Closely related to the above outsourcing risk, is the risk that affects the relationships between the company and its employees. For example, outsourcing the human resources function can affect employee hiring quality; outsourcing payroll and benefits processing can result in information breaches that generates identity theft issues and resultant legal issues; or outsourcing software design can generate a decline in organisational processes.

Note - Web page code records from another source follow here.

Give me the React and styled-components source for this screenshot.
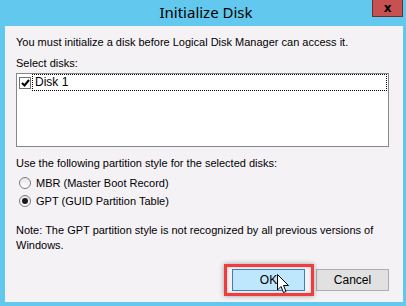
import React from "react";
import styled, { createGlobalStyle } from "styled-components";

const GlobalStyle = createGlobalStyle`
  html, body {
    margin: 0;
    padding: 0;
    background: #63c8ee;
  }
  body {
    font-family: "Liberation Sans", Arial, sans-serif;
    font-size: 11px;
    color: #000;
  }
`;

const Window = styled.div`
  width: 406px;
  height: 306px;
  background: #63c8ee;
  display: flex;
  flex-direction: column;
  overflow: hidden;
`;

const TitleBar = styled.div`
  height: 26px;
  display: grid;
  grid-template-columns: 1fr auto 1fr;
  align-items: start;
`;

const Title = styled.div`
  grid-column: 2;
  font-family: "Noto Sans", "Open Sans", sans-serif;
  font-size: 15px;
  line-height: 24px;
  color: #000;
  padding-left: 6px;
`;

const CloseButton = styled.div`
  grid-column: 3;
  justify-self: end;
  width: 31px;
  height: 17px;
  margin-right: 3px;
  box-sizing: border-box;
  background: #c75050;
  border: 1px solid #6b2d2d;
  border-top: none;
  display: flex;
  align-items: center;
  justify-content: center;
  font-family: "DejaVu Sans", sans-serif;
  font-weight: bold;
  font-size: 12px;
  color: #000;
`;

const Client = styled.div`
  flex: 1;
  margin: 0 3px 4px 5px;
  background: #f5f2f6;
  padding: 10px 14px 0 11px;
  display: flex;
  flex-direction: column;
`;

const Text = styled.div`
  line-height: ${(p) => p.lh || 13}px;
  margin-top: ${(p) => p.mt || 0}px;
  white-space: nowrap;
`;

const ListBox = styled.div`
  margin-top: 3px;
  height: 74px;
  box-sizing: border-box;
  border: 1px solid #828790;
  background: #fff;
  padding: 0 1px;
`;

const ListRow = styled.div`
  display: flex;
  align-items: center;
  height: 17px;
`;

const CheckBox = styled.div`
  width: 12px;
  height: 12px;
  box-sizing: border-box;
  border: 1px solid #707070;
  background: #fff;
  margin: 1px 1px 0 1px;
  display: flex;
  align-items: center;
  justify-content: center;
`;

const FocusLabel = styled.div`
  flex: 1;
  height: 17px;
  box-sizing: border-box;
  border: 1px dotted #000;
  padding-left: 2px;
  font-size: 12px;
  line-height: 15px;
`;

const RadioRow = styled.div`
  display: flex;
  align-items: center;
  height: 14px;
  margin-top: ${(p) => p.mt}px;
  padding-left: 3px;
`;

const Radio = styled.div`
  width: 12px;
  height: 12px;
  box-sizing: border-box;
  border-radius: 50%;
  border: 1px solid #7a7a7a;
  background: linear-gradient(#e6e6e6, #ffffff);
  margin-right: 5px;
  display: flex;
  align-items: center;
  justify-content: center;
  &::after {
    content: "";
    display: ${(p) => (p.checked ? "block" : "none")};
    width: 6px;
    height: 6px;
    border-radius: 50%;
    background: #1a1a1a;
  }
`;

const ButtonRow = styled.div`
  margin-top: 16px;
  display: flex;
  justify-content: flex-end;
  gap: 11px;
`;

const Highlight = styled.div`
  position: relative;
  display: flex;
`;

const Frame = styled.div`
  position: absolute;
  left: -8px;
  right: -9px;
  top: -5px;
  bottom: -5px;
  border: 3px solid #ef3d3d;
  box-shadow: 0 0 5px rgba(0, 0, 0, 0.35), inset 0 0 3px rgba(0, 0, 0, 0.2);
  pointer-events: none;
`;

const Button = styled.div`
  width: 73px;
  height: 22px;
  box-sizing: border-box;
  border: 1px solid ${(p) => (p.primary ? "#3c7fb1" : "#adadad")};
  background: ${(p) => (p.primary ? "#bee6fd" : "#e1e1e1")};
  display: flex;
  align-items: center;
  justify-content: center;
  font-size: 12px;
`;

const Cursor = styled.svg`
  position: absolute;
  left: 45px;
  top: 5px;
`;

export default function App() {
  return (
    <>
      <GlobalStyle />
      <Window>
        <TitleBar>
          <Title>Initialize Disk</Title>
          <CloseButton>x</CloseButton>
        </TitleBar>
        <Client>
          <Text>
            You must initialize a disk before Logical Disk Manager can access it.
          </Text>
          <Text mt={8}>Select disks:</Text>
          <ListBox>
            <ListRow>
              <CheckBox>
                <svg width="9" height="8" viewBox="0 0 9 8">
                  <path d="M1 4 L3.5 6.5 L8 1" stroke="#000" strokeWidth="2" fill="none" />
                </svg>
              </CheckBox>
              <FocusLabel>Disk 1</FocusLabel>
            </ListRow>
          </ListBox>
          <Text mt={10}>Use the following partition style for the selected disks:</Text>
          <RadioRow mt={6}>
            <Radio />
            MBR (Master Boot Record)
          </RadioRow>
          <RadioRow mt={4}>
            <Radio checked />
            GPT (GUID Partition Table)
          </RadioRow>
          <Text mt={15} lh={15}>
            Note: The GPT partition style is not recognized by all previous versions of
            <br />
            Windows.
          </Text>
          <ButtonRow>
            <Highlight>
              <Button primary>OK</Button>
              <Frame />
              <Cursor width="13" height="21" viewBox="0 0 13 21">
                <path
                  d="M0.5 0.5 L0.5 16 L4 12.5 L6.5 18.5 L9 17.5 L6.5 11.5 L11.5 11.5 Z"
                  fill="#fff"
                  stroke="#000"
                  strokeWidth="1"
                  strokeLinejoin="round"
                />
              </Cursor>
            </Highlight>
            <Button>Cancel</Button>
          </ButtonRow>
        </Client>
      </Window>
    </>
  );
}
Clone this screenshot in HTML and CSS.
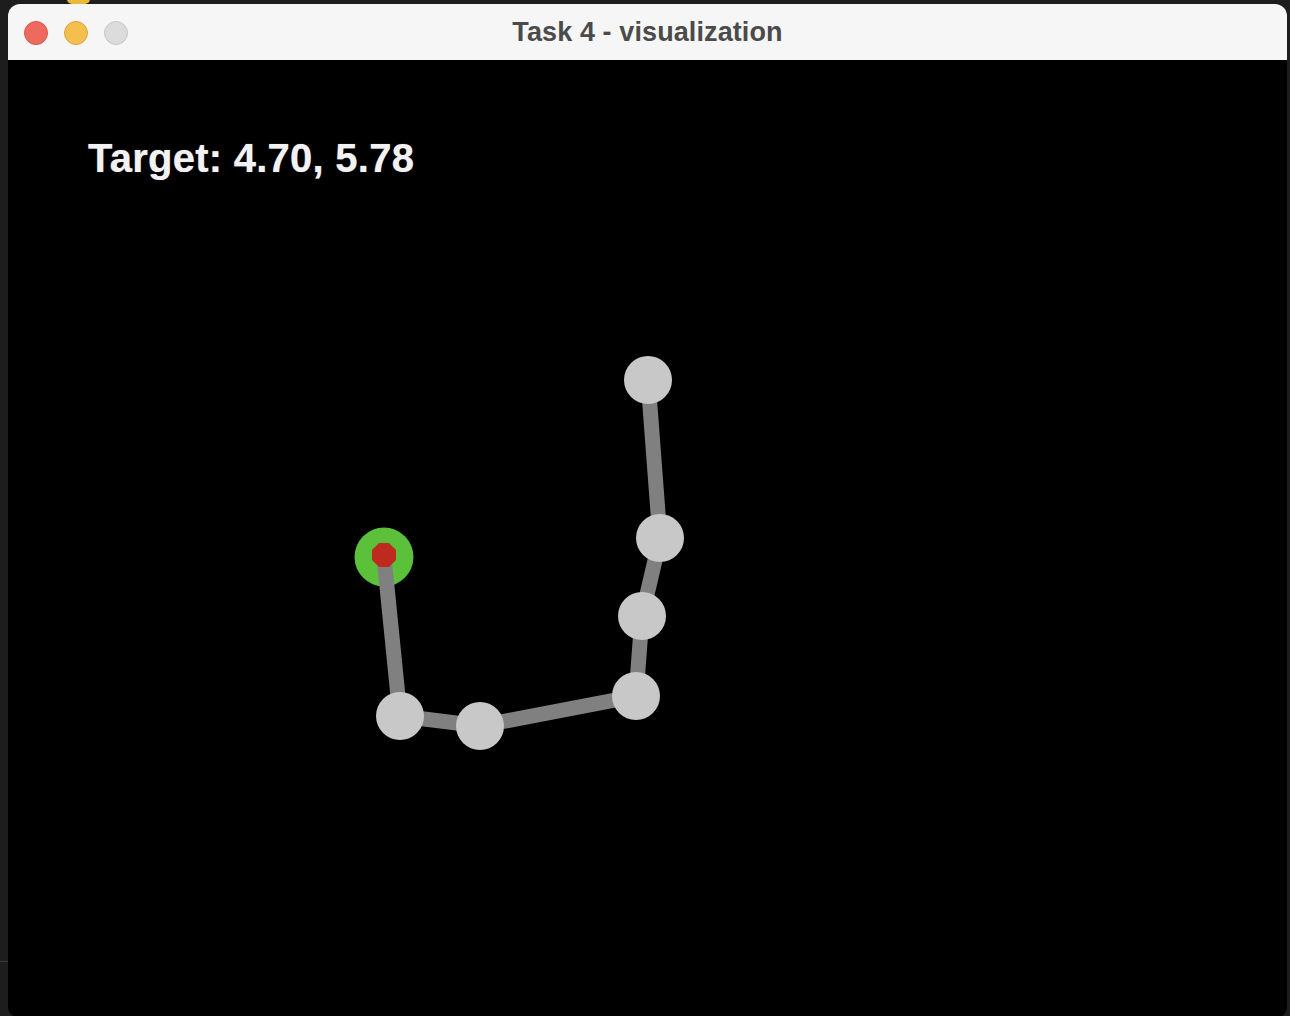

Organisations often manage outsourcing risks using one of two methods. First, managers may choose an adhoc method to risk management. In this approach, experienced managers may use logic and reasoning, rather than an integrated methodology, in determining how to diminish outsourcing . Unfortunately, the adhoc approach does not provide the most efficacious approach by which to evaluate the risk related to an outsourced support service. A second method to managing outsourcing risk is to use an enterprise -wide risk management (ERM) approach such as the one developed by the Committee of Sponsoring Organisations of the Treadway Commission, or COSO (2004). In the COSO ERM model, risk management for each outsourcing activity is viewed as part of an integrated whole rather than as a separate consideration for each organisational or individual business unit function.


In this article, we attempted to identify some of the benefits of the outsourcing functions to organisations that include reduced cost; providing short term financial benefits and balance sheet improvements. Other benefits discussed include better customer focus and the elimination of distraction of managing a peripheral function. Examples of organisations that used the outsourcing support services to reduce cost and enhance shareholders wealth maximisation were also discussed. Outsourcing support services may certainly help companies become more efficient, have access to new skills and resources, and focus on core business- but only as long as the benefits accruing from the intangible assets are achieved and contribute to the company's goals, objectives and competitive advantage. The sole way to avoid support service outsourcing risk entirely is to perform all service tasks in-house.